COMBINED DISPATCHES



COMBINED DISPATCHES
U.S. forces set up a base in central Baghdad and a warplane dropped bunker-busting bombs aimed at President Saddam Hussein and his two sons.
Iraqi forces staged a counterattack in the capital shortly after dawn today, sending fighters to overrun U.S. soldiers holding a strategic intersection leading to a bridge over the Tigris River. U.S. troops strafed the Iraqis from planes overhead and with mortar and artillery fire. At least 50 Iraqi fighters were killed and two U.S. soldiers were wounded, one seriously, by rooftop snipers.

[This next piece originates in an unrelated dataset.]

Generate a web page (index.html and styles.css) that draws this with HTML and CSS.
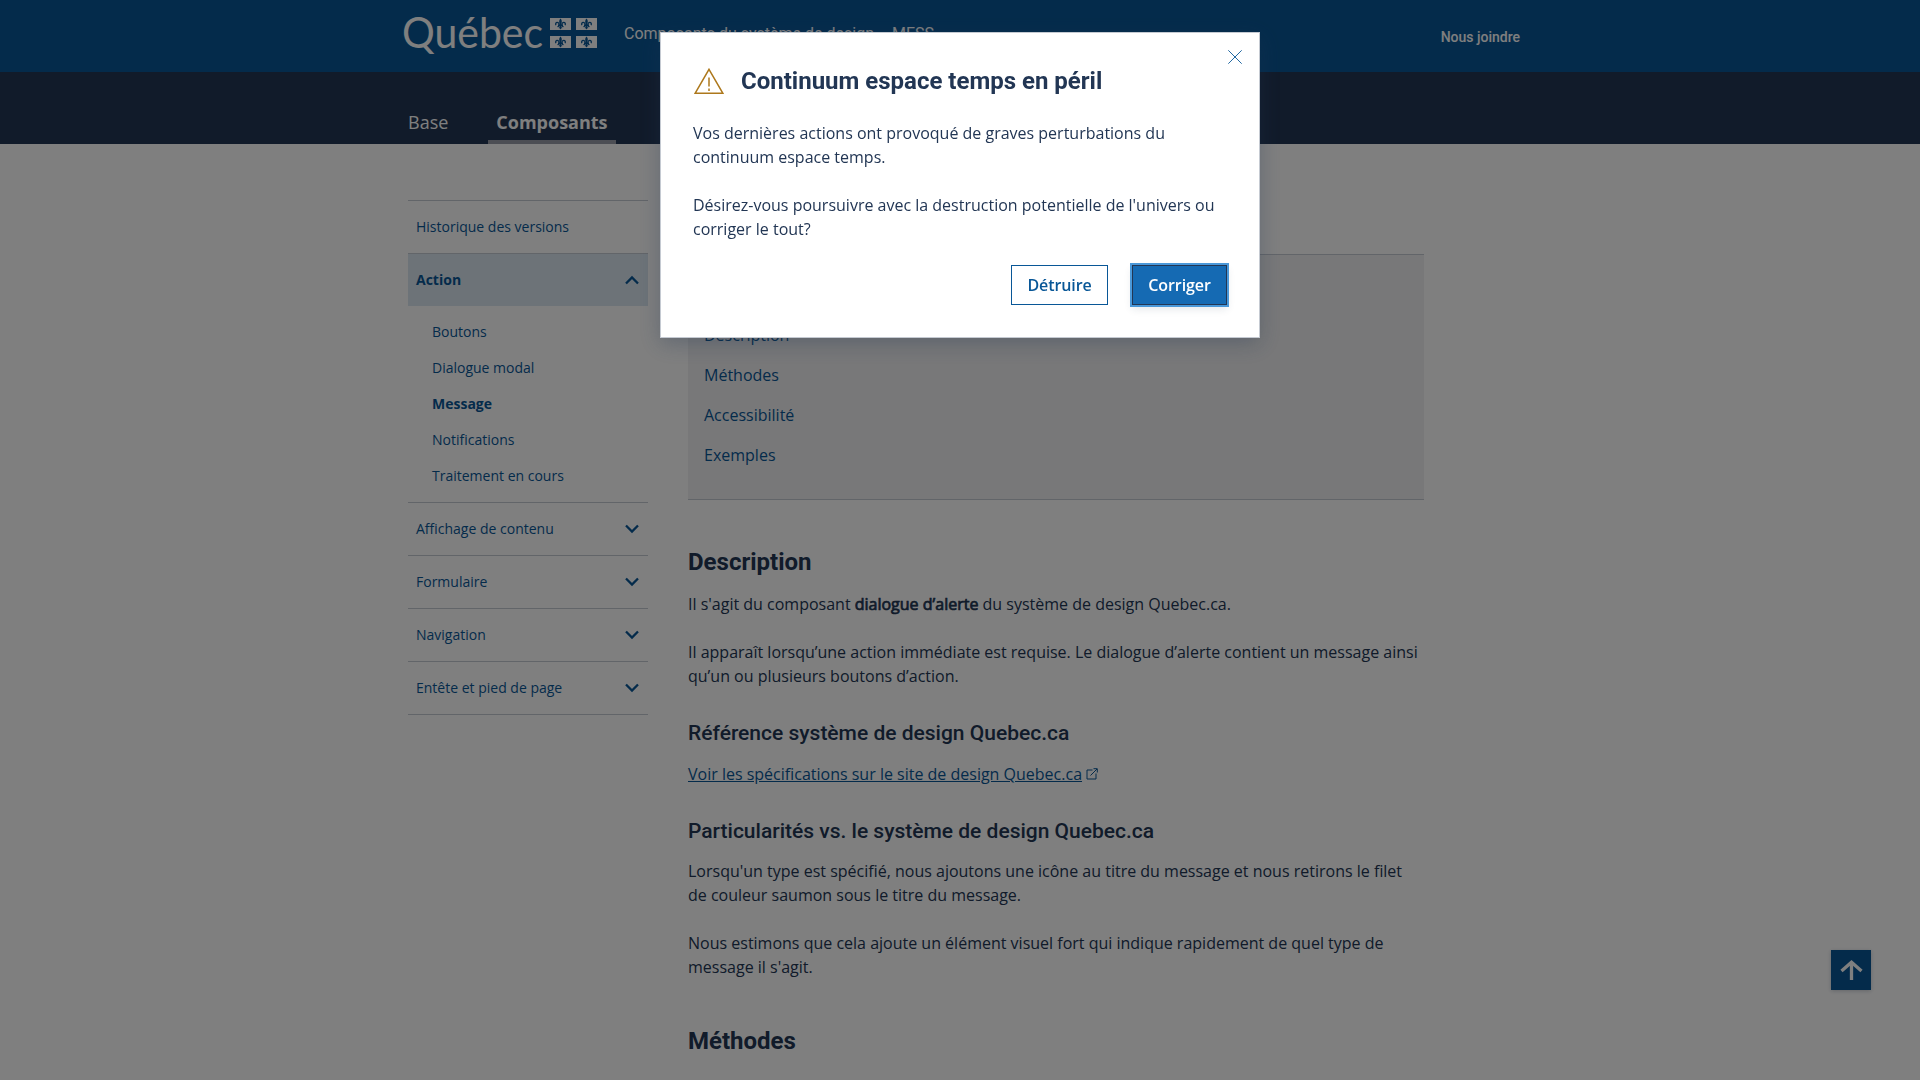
FILE: index.html
```html
<!DOCTYPE html>
<html lang="fr">
<head>
<meta charset="utf-8">
<title>Message - Composants du système de design</title>
<link rel="stylesheet" href="styles.css">
</head>
<body>
<svg class="defs" width="0" height="0" aria-hidden="true">
  <symbol id="chevron" viewBox="0 0 14 10"><path d="M1 1.500 7 7.500l6-6" fill="none" stroke="currentColor" stroke-width="2.300"/></symbol>
  <symbol id="lys" viewBox="0 0 21 12">
    <rect width="21" height="12" fill="#fff"/>
    <path d="M10.500.400C9 2 8.800 3.600 9.900 6.500h1.200C12.200 3.600 12 2 10.500.400zM8 6.600h5v1.300H8zM9.600 7.900h1.800c0 1.400.5 2 1 2.300h-1.100l-.8 1.300-.8-1.300H8.600c.5-.3 1-.9 1-2.300z" fill="#095797"/>
    <path d="M9.200 7C9.200 5.300 8.300 4.400 7.200 4.400 5.900 4.400 5.200 5.900 6 7.200M11.800 7c0-1.700.9-2.600 2-2.600 1.300 0 2 1.500 1.200 2.800M9.300 7.600 7.600 9M11.700 7.600 13.400 9" fill="none" stroke="#095797" stroke-width="1.300"/>
  </symbol>
</svg>

<header class="header">
  <div class="container header-row">
    <svg class="logo" width="198" height="56" role="img" aria-label="Québec">
      <text x="2" y="40" textLength="141" lengthAdjust="spacingAndGlyphs">Québec</text>
      <use href="#lys" x="150" y="10" width="21" height="12"/>
      <use href="#lys" x="176" y="10" width="21" height="12"/>
      <use href="#lys" x="150" y="28" width="21" height="12"/>
      <use href="#lys" x="176" y="28" width="21" height="12"/>
    </svg>
    <span class="site-name">Composants du système de design<span class="dash">-</span>MESS</span>
    <a class="contact">Nous joindre</a>
  </div>
</header>

<nav class="topnav">
  <div class="container topnav-row">
    <a class="tab">Base</a>
    <a class="tab active">Composants</a>
  </div>
</nav>

<div class="layout">
  <aside class="sidebar">
    <a class="section">Historique des versions</a>
    <a class="section open">Action <svg class="chev up"><use href="#chevron"/></svg></a>
    <div class="sub">
      <a>Boutons</a>
      <a>Dialogue modal</a>
      <a class="current">Message</a>
      <a>Notifications</a>
      <a>Traitement en cours</a>
    </div>
    <a class="section">Affichage de contenu <svg class="chev"><use href="#chevron"/></svg></a>
    <a class="section">Formulaire <svg class="chev"><use href="#chevron"/></svg></a>
    <a class="section">Navigation <svg class="chev"><use href="#chevron"/></svg></a>
    <a class="section">Entête et pied de page <svg class="chev"><use href="#chevron"/></svg></a>
  </aside>

  <main class="main">
    <div class="toc">
      <a>Description</a>
      <a>Méthodes</a>
      <a>Accessibilité</a>
      <a>Exemples</a>
    </div>
    <h2>Description</h2>
    <p>Il s'agit du composant <strong>dialogue d’alerte</strong> du système de design Quebec.ca.</p>
    <p>Il apparaît lorsqu’une action immédiate est requise. Le dialogue d’alerte contient un message ainsi qu’un ou plusieurs boutons d’action.</p>
    <h3>Référence système de design Quebec.ca</h3>
    <p><a class="link">Voir les spécifications sur le site de design Quebec.ca</a><svg class="ext" viewBox="0 0 12 12"><path d="M6.500 2H1v9h9V5.500M7.500.700h3.800v3.800M11 1 4.500 7.500" fill="none" stroke="currentColor"/></svg></p>
    <h3 class="second">Particularités vs. le système de design Quebec.ca</h3>
    <p>Lorsqu'un type est spécifié, nous ajoutons une icône au titre du message et nous retirons le filet de couleur saumon sous le titre du message.</p>
    <p>Nous estimons que cela ajoute un élément visuel fort qui indique rapidement de quel type de message il s'agit.</p>
    <h2 class="last">Méthodes</h2>
  </main>
</div>

<a class="to-top" aria-label="Haut de page"><svg width="24" height="22" viewBox="0 0 24 22"><path d="M12.500 21V4M2.500 12 12.500 3.300l10 8.700" fill="none" stroke="#fff" stroke-width="3.300"/></svg></a>

<div class="backdrop">
  <div class="modal" role="alertdialog">
    <svg class="close" width="14" height="14" viewBox="0 0 14 14"><path d="M.3.300l13.400 13.400M13.700.300.300 13.700" stroke="#095797" stroke-width=".9"/></svg>
    <div class="modal-title">
      <svg width="30" height="27" viewBox="0 0 30 27"><path d="M15 1.300 28.900 25.300H1.100z" fill="none" stroke="#ad781c" stroke-width="1.500"/><path d="M15 9.500v9M15 20.500v2.500" stroke="#ad781c" stroke-width="1.500"/></svg>
      <span>Continuum espace temps en péril</span>
    </div>
    <p>Vos dernières actions ont provoqué de graves perturbations du continuum espace temps.</p>
    <p>Désirez-vous poursuivre avec la destruction potentielle de l'univers ou corriger le tout?</p>
    <div class="actions">
      <button class="btn secondary">Détruire</button>
      <button class="btn primary">Corriger</button>
    </div>
  </div>
</div>
</body>
</html>
```
FILE: styles.css
```css
* { box-sizing: border-box; }
body {
  margin: 0;
  height: 1080px;
  overflow: hidden;
  background: #fff;
  color: #223654;
  font: 400 16px/24px "Open Sans", sans-serif;
}
p, h2, h3 { margin: 0; }
.defs { display: block; }
.container { width: 1120px; margin: 0 auto; display: flex; }

.header { height: 72px; background: #095797; color: #fff; }
.header-row { height: 72px; padding-top: 8px; }
.logo { flex: none; }
.logo text { font: 400 42px Lato, sans-serif; fill: #fff; }
.site-name { margin: 14px 0 0 26px; font: 400 16px/24px Roboto, sans-serif; white-space: pre; }
.dash { display: inline-block; width: 18px; text-align: center; }
.contact { margin: 17px 0 0 auto; font: 500 14px/24px Roboto, sans-serif; }

.topnav { height: 72px; background: #223654; color: #fff; }
.topnav-row { height: 72px; align-items: flex-end; gap: 32px; }
.tab { height: 40px; padding: 4px 8px 0; line-height: 28px; font-size: 18px; border-bottom: 4px solid transparent; }
.tab.active { font-weight: 700; border-color: #989ca8; }

.layout { width: 1120px; margin: 0 auto; padding: 56px 8px 0; display: flex; gap: 40px; align-items: flex-start; }
.sidebar { width: 240px; flex: none; border-bottom: 1px solid #c5cad2; font-size: 14px; color: #095797; }
.section { display: flex; align-items: center; justify-content: space-between; height: 53px; padding: 0 9px 0 8px; border-top: 1px solid #c5cad2; }
.section.open { background: #dae6f0; font-weight: 700; }
.chev { width: 14px; height: 10px; }
.chev.up { transform: rotate(180deg); }
.sub { padding: 8px 0 8px 24px; display: flex; flex-direction: column; }
.sub a { height: 36px; line-height: 36px; }
.sub .current { font-weight: 700; }

.main { width: 736px; padding-top: 54px; }
.toc { height: 246px; padding: 60px 16px 0; background: #f1f1f2; border: solid #c5cad2; border-width: 1px 0; display: flex; flex-direction: column; color: #095797; }
.toc a { height: 40px; line-height: 40px; }
h2 { margin: 46px 0 14px; font: 700 24px/32px Roboto, sans-serif; }
h3 { margin: 33px 0 17px; font: 500 21px/24px Roboto, sans-serif; }
h3.second { margin-bottom: 16px; }
.main p + p { margin-top: 24px; }
strong { font-weight: 400; -webkit-text-stroke: .7px currentColor; }
.link { color: #095797; text-decoration: underline; }
.ext { width: 12px; height: 12px; margin-left: 4px; color: #095797; }

.to-top { position: fixed; left: 1831px; top: 950px; width: 40px; height: 40px; display: flex; align-items: center; justify-content: center; background: #095797; box-shadow: 0 1px 4px rgba(34, 54, 84, .24); }

.backdrop { position: fixed; inset: 0; padding-top: 32px; background: rgba(0, 0, 0, .5); }
.modal { position: relative; width: 600px; height: 306px; margin: 0 auto; padding: 32px; background: #fff; border: 1px solid #c5cad2; box-shadow: 0 6px 20px rgba(34, 54, 84, .3); }
.close { position: absolute; right: 17px; top: 17px; }
.modal-title { display: flex; gap: 17px; align-items: center; height: 32px; margin: 0 0 24px 1px; font: 700 24px/32px Roboto, sans-serif; }
.modal p { width: 540px; }
.modal p + p { margin-top: 24px; }
.actions { display: flex; justify-content: flex-end; gap: 24px; padding-top: 24px; }
.btn { height: 40px; padding: 0; font: 600 16px/24px "Open Sans", sans-serif; letter-spacing: -.1px; }
.secondary { width: 97px; background: #fff; color: #095797; border: 1px solid #095797; }
.primary { width: 95px; background: #156ab3; color: #fff; border: 1px solid #223654; box-shadow: 0 0 0 2px #4a98d9, 0 4px 8px rgba(34, 54, 84, .12); }
```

In a potentially significant loss for the Iraqis, the 1st Marine Expeditionary Force moved to capture Rasheed Airport in the southeast corner of Baghdad, said Brig. Gen. Vincent Brooks of U.S. Central Command. On the way, the Marines fought and defeated heavily armed Iraqi forces in tanks and armored personnel carriers, before moving on to the military airfield.
Attack on leaders
In the midst of Monday's assault on Baghdad, a lone B-1B bomber carried out a massive strike on what the coalition described as a "leadership target" in the upscale al-Mansour neighborhood where senior Iraqi officials, possibly including Saddam and his two sons, were believed to be meeting. U.S. officials, speaking on condition of anonymity, said American intelligence learned of the high-level meeting Monday morning.
It was not clear who was killed; the strike left a smoking crater of dirt and concrete 60 feet deep and destroyed three nearby houses. Iraqi rescue workers pulled three bodies from the rubble -- an elderly man, a young woman and a little boy -- but said the toll could be as high as 14. There were no unusual security measures; a reporter was able to examine the site, talk with neighbors and watch the search without interference.
No pull-back plans
Brooks said that although the site is still in Iraqi hands, coalition forces would likely visit it soon. He added that it would take some time and perhaps detailed forensic work to establish who was killed.
U.S. troops in Baghdad have no plans to pull back, Army Col. David Perkins said today. They now control most of the west bank of the Tigris, which divides the city, and they plan to join up with U.S. forces at the international airport, farther west. The Marines are advancing from the east.
"We survived the first night, and that's usually the most difficult one," said Perkins, commander of the 3rd Infantry Division's 2nd Brigade.
The soldiers hunkered down in the sprawling, blue-and-gold-domed New Presidential Palace, where Saddam once slept, and patrolled neighborhoods in the city's center. At least a dozen Iraqis were being held in a hastily erected holding pen on the grounds.
As airstrikes continued today, Arab satellite network Al-Jazeera reported its office was bombed, killing one staffer. While the network's cameras rolled, a second bomb fell in the same neighborhood on the Tigris, where a number of TV channels have offices.
Later, the Palestine Hotel, home base for many journalists, was struck by U.S. tank fire. Two television cameraman -- for Reuters news agency and Spanish network Telecinco -- were killed, and at least three other journalists were injured.